## DIRECTION
Go through the lines below and copy each one that holds the string "index".

## GIVEN INFORMATION

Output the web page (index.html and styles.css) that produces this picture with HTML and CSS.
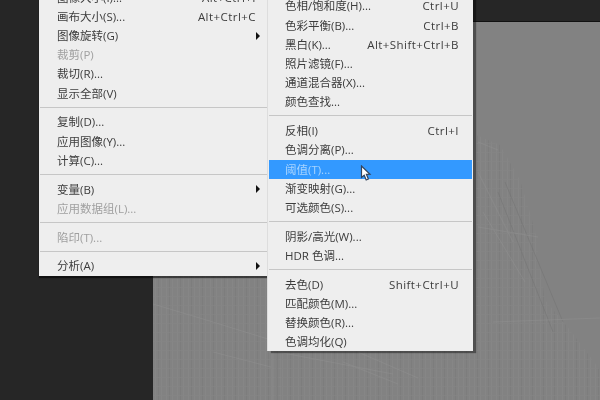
FILE: index.html
```html
<!DOCTYPE html>
<html lang="zh-CN">
    <head>
        <meta charset="UTF-8">
        <title>图像菜单</title>
        <link rel="stylesheet" href="styles.css">
    </head>
    <body>
        <div class="workspace">
            <div class="canvas">
                <svg class="canvas_lines" width="447" height="378" viewBox="0 0 447 378">
                    <defs>
                        <pattern id="weave" width="11" height="9" patternUnits="userSpaceOnUse">
                            <path d="M2.5 0 V9 M8.5 0 V9" stroke="#8d8d8d" stroke-width="1" fill="none"/>
                            <path d="M5.5 0 V9" stroke="#767676" stroke-width="1" fill="none"/>
                            <path d="M0 4.5 H11" stroke="#8a8a8a" stroke-width="0.6" fill="none"/>
                        </pattern>
                    </defs>
                    <polygon points="323,113 347,123 367,158 382,208 392,278 417,308 447,348 447,378 0,378 0,253 323,253" fill="url(#weave)" opacity="0.38"/>
                    <g fill="none" stroke-width="1" opacity="0.45">
                        <path stroke="#929292" d="M0 282 L60 300 L118 318 M125 330 L240 352 M60 330 L118 345"/>
                        <path stroke="#929292" d="M120 255 V378 M127 255 V378"/>
                        <path stroke="#717171" d="M124 255 V378 M345 170 L400 310 M352 160 L410 300"/>
                        <path stroke="#929292" d="M190 340 L245 362 M205 330 L265 356 M330 190 L372 260 M340 300 L447 296"/>
                        <path stroke="#929292" d="M325 120 L345 128 M325 150 L360 220 M325 205 L385 215"/>
                    </g>
                </svg>
            </div>
        </div>

        <div class="menu menu_left">
            <div class="row"><span>图像大小(I)...</span><span class="keys">Alt+Ctrl+I</span></div>
            <div class="row"><span>画布大小(S)...</span><span class="keys">Alt+Ctrl+C</span></div>
            <div class="row"><span>图像旋转(G)</span><span class="arrow"></span></div>
            <div class="row off"><span>裁剪(P)</span></div>
            <div class="row"><span>裁切(R)...</span></div>
            <div class="row"><span>显示全部(V)</span></div>
            <div class="sep"></div>
            <div class="row"><span>复制(D)...</span></div>
            <div class="row"><span>应用图像(Y)...</span></div>
            <div class="row"><span>计算(C)...</span></div>
            <div class="sep"></div>
            <div class="row"><span>变量(B)</span><span class="arrow"></span></div>
            <div class="row off"><span>应用数据组(L)...</span></div>
            <div class="sep"></div>
            <div class="row off"><span>陷印(T)...</span></div>
            <div class="sep"></div>
            <div class="row"><span>分析(A)</span><span class="arrow"></span></div>
        </div>

        <div class="menu menu_right">
            <div class="row"><span>色相/饱和度(H)...</span><span class="keys">Ctrl+U</span></div>
            <div class="row"><span>色彩平衡(B)...</span><span class="keys">Ctrl+B</span></div>
            <div class="row"><span>黑白(K)...</span><span class="keys">Alt+Shift+Ctrl+B</span></div>
            <div class="row"><span>照片滤镜(F)...</span></div>
            <div class="row"><span>通道混合器(X)...</span></div>
            <div class="row"><span>颜色查找...</span></div>
            <div class="sep"></div>
            <div class="row"><span>反相(I)</span><span class="keys">Ctrl+I</span></div>
            <div class="row"><span>色调分离(P)...</span></div>
            <div class="row active"><span>阈值(T)...</span></div>
            <div class="row"><span>渐变映射(G)...</span></div>
            <div class="row"><span>可选颜色(S)...</span></div>
            <div class="sep"></div>
            <div class="row"><span>阴影/高光(W)...</span></div>
            <div class="row"><span>HDR 色调...</span></div>
            <div class="sep"></div>
            <div class="row"><span>去色(D)</span><span class="keys">Shift+Ctrl+U</span></div>
            <div class="row"><span>匹配颜色(M)...</span></div>
            <div class="row"><span>替换颜色(R)...</span></div>
            <div class="row"><span>色调均化(Q)</span></div>
        </div>

        <svg class="cursor" width="12" height="17" viewBox="0 0 12 17">
            <path d="M1.5 1 L1.5 12.5 L4.2 10.2 L6.2 15 L8.4 14 L6.4 9.4 L10 9.2 Z" fill="#ffffff" stroke="#33445c" stroke-width="1.2"/>
        </svg>
    </body>
</html>
```

FILE: styles.css
```css
html, body {
    width: 600px;
    height: 400px;
    margin: 0px;
    padding: 0px;
    overflow: hidden;
    background: #262626;
}

.workspace {
    height: 378px;
    padding: 22px 0px 0px 153px;
}

.canvas {
    height: 378px;
    background: #828282;
    box-shadow: 0px -1px 0px #111111;
    filter: blur(0.6px);
}

.canvas_lines {
    display: block;
}

.menu {
    position: absolute;
    background: #eeeeee;
    font-family: "Open Sans", "Noto Sans CJK SC", sans-serif;
    font-size: 11.5px;
    color: #3c3c3c;
    filter: blur(0.4px);
}

.menu_left {
    width: 229px;
    top: -12.3px;
    left: 39px;
    box-shadow: 0px 2px 1px rgba(0, 0, 0, 0.55);
}

.menu_right {
    width: 205px;
    top: -3.6px;
    left: 268px;
    box-shadow: 3px 2px 1px rgba(0, 0, 0, 0.4), -1px 0px 0px #dddddd;
}

.row {
    height: 19.2px;
    line-height: 19.2px;
    padding: 0px 12px 0px 18px;
    display: flex;
    justify-content: space-between;
    align-items: center;
    white-space: nowrap;
}

.menu_right .row {
    padding: 0px 13px 0px 16px;
    margin: 0px 1px;
}

.off { color: #a0a0a0; }

.active {
    background: #3399ff;
    color: #a8d4ff;
}

.keys { letter-spacing: 0.45px; }

.arrow {
    width: 0px;
    height: 0px;
    margin-right: -4px;
    border-left: 4px solid #111111;
    border-top: 4px solid transparent;
    border-bottom: 4px solid transparent;
}

.sep {
    height: 1px;
    margin: 3.8px 1px 4.8px 1px;
    background: #c6c6c6;
}

.cursor {
    position: absolute;
    top: 165px;
    left: 360px;
}
```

## EXERCISE RESULT
Output the web page (index.html and styles.css) that produces this picture with HTML and CSS.
FILE: index.html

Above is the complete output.